PROBLEM TO WORK ON >> Transcribe only the lines of the listing below from the one holding "Rebuild this screenshot" through the one holding "const quarterX = [0, 113, 225]", inclusive, without any change.

RECORDS FOR THIS TASK >>
* * * * * * *

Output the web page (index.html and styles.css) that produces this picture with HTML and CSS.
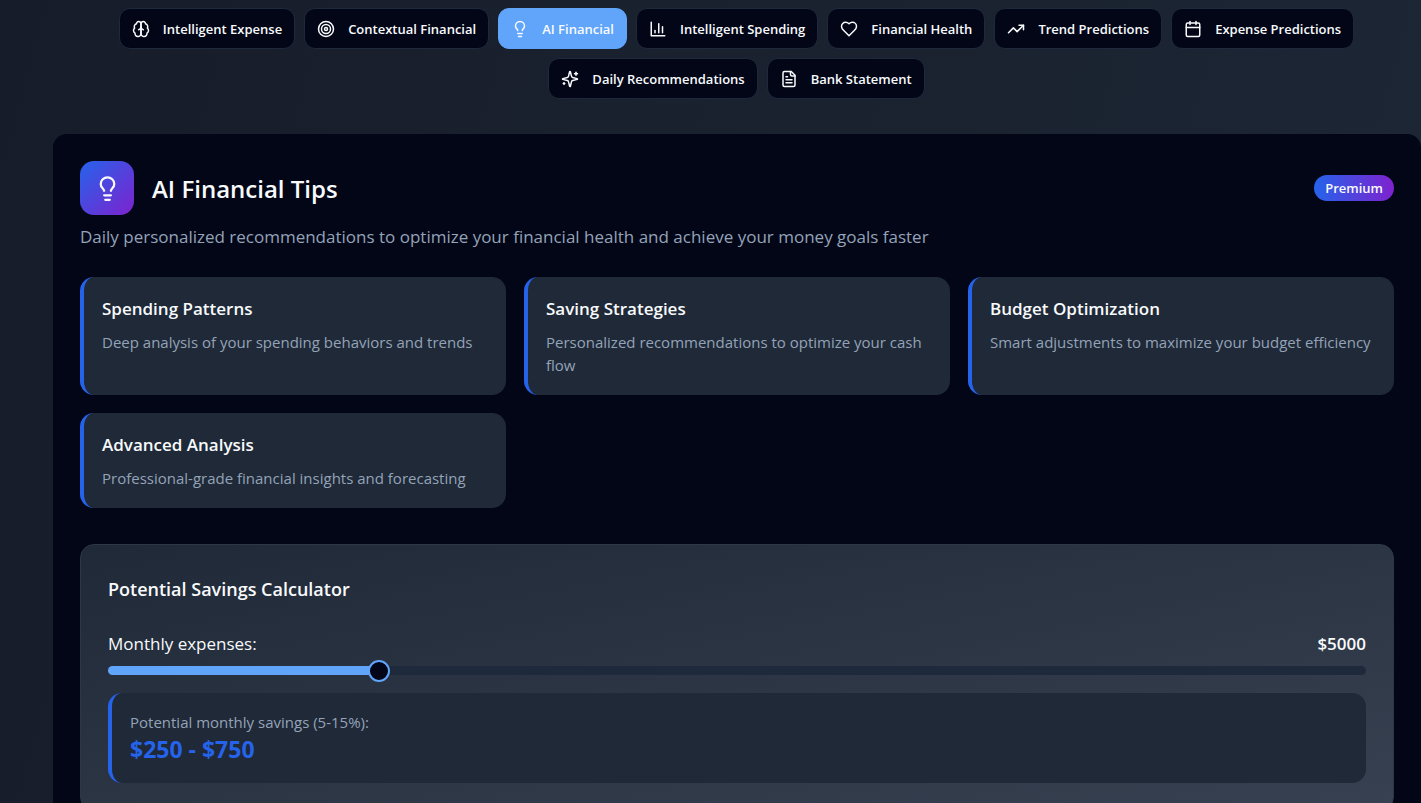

* * * * * * *

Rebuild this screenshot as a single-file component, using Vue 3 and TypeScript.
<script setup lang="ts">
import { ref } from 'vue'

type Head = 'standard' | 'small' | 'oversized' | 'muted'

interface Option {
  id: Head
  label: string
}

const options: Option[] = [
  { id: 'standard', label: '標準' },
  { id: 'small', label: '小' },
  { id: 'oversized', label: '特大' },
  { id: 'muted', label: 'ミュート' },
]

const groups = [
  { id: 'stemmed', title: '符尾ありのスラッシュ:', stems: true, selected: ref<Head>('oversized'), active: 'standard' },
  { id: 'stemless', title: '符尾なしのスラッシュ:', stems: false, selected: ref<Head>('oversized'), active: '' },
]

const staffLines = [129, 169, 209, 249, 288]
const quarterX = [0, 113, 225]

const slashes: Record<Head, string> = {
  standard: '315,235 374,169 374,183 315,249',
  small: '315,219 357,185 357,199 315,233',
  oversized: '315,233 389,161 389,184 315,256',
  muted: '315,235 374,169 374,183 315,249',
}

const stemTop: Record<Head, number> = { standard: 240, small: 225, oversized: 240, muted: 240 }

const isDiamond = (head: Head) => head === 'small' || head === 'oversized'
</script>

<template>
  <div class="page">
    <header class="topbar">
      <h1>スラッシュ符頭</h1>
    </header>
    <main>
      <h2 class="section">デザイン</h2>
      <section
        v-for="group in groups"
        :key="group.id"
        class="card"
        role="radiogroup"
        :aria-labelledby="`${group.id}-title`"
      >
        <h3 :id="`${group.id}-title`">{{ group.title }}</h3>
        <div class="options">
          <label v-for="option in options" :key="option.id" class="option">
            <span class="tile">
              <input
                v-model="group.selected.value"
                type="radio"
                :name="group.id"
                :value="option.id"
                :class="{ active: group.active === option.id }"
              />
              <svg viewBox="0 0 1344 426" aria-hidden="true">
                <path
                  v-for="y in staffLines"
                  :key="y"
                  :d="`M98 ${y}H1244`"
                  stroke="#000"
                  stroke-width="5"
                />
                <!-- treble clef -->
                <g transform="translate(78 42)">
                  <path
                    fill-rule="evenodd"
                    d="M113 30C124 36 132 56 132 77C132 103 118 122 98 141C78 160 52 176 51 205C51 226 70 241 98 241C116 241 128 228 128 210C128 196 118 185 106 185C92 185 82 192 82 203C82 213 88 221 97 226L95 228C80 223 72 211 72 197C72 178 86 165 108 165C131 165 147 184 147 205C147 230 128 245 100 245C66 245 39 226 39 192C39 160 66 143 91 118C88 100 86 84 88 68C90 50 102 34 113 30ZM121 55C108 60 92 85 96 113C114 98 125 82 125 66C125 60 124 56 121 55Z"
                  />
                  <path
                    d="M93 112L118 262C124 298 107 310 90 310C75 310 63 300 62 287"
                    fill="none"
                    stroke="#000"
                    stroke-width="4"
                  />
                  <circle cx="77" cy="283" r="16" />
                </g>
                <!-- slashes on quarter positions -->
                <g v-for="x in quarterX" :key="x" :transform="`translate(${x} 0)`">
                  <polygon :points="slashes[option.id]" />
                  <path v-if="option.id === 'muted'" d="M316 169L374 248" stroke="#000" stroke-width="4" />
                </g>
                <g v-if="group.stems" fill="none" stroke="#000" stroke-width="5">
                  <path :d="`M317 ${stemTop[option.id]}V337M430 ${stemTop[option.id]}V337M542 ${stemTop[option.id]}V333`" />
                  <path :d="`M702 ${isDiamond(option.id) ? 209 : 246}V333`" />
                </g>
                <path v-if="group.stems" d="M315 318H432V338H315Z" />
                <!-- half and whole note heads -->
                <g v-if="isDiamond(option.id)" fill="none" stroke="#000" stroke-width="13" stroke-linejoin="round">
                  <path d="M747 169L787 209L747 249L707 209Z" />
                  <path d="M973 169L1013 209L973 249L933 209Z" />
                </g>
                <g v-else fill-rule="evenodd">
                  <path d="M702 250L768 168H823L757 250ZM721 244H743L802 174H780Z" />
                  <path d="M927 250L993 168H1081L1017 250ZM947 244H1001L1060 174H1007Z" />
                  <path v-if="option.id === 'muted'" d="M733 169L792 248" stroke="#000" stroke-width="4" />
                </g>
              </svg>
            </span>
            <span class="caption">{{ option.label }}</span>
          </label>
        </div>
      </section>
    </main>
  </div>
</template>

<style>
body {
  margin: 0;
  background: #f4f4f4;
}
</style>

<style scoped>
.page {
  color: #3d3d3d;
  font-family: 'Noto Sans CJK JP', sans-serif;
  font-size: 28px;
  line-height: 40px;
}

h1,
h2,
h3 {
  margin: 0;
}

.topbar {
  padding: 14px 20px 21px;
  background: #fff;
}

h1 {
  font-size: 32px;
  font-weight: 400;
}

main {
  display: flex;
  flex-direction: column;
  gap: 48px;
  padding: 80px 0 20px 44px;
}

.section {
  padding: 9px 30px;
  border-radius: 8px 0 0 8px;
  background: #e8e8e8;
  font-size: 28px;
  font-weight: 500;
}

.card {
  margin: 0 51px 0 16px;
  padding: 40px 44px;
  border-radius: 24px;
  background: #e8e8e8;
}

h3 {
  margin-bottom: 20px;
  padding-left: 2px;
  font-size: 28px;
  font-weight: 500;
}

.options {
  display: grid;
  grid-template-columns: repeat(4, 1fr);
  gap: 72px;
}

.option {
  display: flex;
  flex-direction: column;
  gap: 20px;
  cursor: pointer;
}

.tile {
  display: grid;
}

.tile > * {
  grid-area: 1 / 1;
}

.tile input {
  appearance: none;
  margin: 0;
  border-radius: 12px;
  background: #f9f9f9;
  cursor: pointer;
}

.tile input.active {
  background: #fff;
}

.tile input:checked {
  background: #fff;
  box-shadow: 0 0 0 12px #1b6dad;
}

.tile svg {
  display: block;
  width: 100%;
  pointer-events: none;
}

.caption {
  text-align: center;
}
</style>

* * * * * * *

WRITTEN REPLY >>
Rebuild this screenshot as a single-file component, using Vue 3 and TypeScript.
<script setup lang="ts">
import { ref } from 'vue'

type Head = 'standard' | 'small' | 'oversized' | 'muted'

interface Option {
  id: Head
  label: string
}

const options: Option[] = [
  { id: 'standard', label: '標準' },
  { id: 'small', label: '小' },
  { id: 'oversized', label: '特大' },
  { id: 'muted', label: 'ミュート' },
]

const groups = [
  { id: 'stemmed', title: '符尾ありのスラッシュ:', stems: true, selected: ref<Head>('oversized'), active: 'standard' },
  { id: 'stemless', title: '符尾なしのスラッシュ:', stems: false, selected: ref<Head>('oversized'), active: '' },
]

const staffLines = [129, 169, 209, 249, 288]
const quarterX = [0, 113, 225]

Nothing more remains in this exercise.